## STATED TASK
Identify the lines containing the word "React". Copy each one.

## INFORMATION SUPPLIED
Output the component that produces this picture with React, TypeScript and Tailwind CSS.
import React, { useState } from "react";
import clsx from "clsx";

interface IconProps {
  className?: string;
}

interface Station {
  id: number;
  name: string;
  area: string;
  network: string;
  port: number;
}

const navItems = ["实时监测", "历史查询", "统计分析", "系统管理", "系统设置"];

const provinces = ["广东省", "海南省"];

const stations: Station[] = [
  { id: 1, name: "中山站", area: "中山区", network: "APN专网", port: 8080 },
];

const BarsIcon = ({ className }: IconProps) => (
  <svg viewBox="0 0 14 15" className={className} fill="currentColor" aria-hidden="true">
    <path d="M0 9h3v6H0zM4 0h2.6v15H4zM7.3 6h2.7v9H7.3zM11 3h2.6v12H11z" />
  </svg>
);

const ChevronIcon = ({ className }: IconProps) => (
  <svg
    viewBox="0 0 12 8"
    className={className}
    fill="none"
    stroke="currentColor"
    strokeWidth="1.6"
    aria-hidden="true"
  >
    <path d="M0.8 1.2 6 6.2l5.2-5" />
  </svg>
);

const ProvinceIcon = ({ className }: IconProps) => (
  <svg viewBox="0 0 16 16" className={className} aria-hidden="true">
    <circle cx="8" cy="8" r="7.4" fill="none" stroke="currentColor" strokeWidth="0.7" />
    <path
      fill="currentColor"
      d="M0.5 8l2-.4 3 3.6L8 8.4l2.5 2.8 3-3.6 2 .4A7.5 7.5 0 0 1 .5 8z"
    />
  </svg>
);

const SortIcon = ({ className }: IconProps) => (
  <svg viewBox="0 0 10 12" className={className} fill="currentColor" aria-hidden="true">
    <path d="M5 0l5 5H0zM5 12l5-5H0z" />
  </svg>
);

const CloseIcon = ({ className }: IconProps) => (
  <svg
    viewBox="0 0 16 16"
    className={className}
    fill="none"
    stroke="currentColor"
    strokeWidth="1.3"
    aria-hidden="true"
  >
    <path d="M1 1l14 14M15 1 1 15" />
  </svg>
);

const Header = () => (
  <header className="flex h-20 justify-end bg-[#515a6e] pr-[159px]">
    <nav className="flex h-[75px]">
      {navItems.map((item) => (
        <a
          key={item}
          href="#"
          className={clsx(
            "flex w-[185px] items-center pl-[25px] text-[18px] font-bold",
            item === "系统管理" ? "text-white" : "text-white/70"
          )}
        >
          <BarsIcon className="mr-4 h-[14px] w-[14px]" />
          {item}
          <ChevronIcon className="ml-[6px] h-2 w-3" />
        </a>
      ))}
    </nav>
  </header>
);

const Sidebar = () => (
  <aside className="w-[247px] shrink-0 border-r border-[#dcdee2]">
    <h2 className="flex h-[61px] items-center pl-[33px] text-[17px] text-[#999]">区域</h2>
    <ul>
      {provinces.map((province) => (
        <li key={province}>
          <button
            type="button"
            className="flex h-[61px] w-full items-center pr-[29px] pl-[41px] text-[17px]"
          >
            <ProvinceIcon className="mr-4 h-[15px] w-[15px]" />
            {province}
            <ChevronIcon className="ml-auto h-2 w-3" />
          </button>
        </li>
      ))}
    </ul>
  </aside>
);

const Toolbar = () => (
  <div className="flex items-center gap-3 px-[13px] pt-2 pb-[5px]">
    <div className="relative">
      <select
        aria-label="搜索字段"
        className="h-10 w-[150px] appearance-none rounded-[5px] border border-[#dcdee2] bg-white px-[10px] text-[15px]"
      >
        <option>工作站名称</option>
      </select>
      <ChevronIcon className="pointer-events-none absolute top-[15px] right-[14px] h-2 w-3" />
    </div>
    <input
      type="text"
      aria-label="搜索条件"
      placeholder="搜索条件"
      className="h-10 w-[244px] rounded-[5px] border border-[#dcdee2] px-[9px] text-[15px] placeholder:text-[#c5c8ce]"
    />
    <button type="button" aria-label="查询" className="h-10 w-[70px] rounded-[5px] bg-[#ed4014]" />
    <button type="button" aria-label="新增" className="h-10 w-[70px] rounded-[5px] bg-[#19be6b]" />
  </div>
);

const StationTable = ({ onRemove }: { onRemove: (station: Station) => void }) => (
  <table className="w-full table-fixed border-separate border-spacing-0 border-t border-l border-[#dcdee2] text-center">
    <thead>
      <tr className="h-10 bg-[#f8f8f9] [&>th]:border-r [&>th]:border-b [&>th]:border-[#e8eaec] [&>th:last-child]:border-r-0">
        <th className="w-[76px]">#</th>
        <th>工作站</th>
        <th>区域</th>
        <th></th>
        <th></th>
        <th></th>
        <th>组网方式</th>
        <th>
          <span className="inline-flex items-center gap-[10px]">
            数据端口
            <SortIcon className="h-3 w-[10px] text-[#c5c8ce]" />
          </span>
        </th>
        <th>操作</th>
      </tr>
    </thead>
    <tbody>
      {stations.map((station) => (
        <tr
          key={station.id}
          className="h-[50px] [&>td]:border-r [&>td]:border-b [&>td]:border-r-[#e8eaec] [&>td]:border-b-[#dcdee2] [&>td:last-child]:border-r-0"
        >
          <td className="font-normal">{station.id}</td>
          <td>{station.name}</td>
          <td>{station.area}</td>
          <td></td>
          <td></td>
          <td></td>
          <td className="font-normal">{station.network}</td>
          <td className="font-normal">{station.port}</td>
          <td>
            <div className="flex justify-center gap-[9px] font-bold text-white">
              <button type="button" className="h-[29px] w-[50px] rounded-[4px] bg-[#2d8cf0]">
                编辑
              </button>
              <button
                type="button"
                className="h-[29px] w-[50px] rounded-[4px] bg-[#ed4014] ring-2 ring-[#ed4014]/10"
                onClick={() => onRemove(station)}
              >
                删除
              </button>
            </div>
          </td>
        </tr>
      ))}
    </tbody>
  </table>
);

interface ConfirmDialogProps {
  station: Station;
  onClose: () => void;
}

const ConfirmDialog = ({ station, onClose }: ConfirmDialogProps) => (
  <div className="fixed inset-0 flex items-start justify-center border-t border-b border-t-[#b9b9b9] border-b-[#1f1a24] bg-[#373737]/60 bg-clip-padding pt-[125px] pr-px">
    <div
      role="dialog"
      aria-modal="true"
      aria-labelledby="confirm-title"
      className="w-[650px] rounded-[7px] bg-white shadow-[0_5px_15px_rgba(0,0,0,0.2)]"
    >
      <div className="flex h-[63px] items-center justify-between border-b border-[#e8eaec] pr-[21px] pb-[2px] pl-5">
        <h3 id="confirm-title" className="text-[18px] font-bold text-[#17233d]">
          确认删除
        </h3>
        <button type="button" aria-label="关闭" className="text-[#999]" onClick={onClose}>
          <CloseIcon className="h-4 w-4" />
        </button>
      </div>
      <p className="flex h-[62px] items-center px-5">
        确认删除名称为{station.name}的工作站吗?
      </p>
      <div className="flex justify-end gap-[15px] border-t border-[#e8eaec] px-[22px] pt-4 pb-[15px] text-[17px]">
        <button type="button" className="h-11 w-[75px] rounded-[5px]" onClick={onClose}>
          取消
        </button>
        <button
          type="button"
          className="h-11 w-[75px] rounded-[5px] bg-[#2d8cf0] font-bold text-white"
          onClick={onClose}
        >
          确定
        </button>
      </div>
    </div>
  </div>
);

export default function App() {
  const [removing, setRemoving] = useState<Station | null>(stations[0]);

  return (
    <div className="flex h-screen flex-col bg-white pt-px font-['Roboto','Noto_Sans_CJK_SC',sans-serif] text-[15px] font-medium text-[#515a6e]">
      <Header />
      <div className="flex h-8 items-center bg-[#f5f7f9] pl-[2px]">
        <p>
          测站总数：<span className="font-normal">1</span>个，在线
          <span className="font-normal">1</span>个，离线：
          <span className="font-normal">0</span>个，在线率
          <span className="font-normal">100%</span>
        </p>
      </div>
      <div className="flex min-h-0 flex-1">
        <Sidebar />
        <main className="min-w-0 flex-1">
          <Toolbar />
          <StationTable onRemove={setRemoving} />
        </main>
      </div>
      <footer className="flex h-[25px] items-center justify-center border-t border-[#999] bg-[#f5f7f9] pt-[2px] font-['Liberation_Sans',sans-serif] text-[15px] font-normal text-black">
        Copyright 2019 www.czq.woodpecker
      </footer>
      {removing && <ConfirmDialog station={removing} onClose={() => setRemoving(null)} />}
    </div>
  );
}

## TASK RESULT
Output the component that produces this picture with React, TypeScript and Tailwind CSS.
import React, { useState } from "react";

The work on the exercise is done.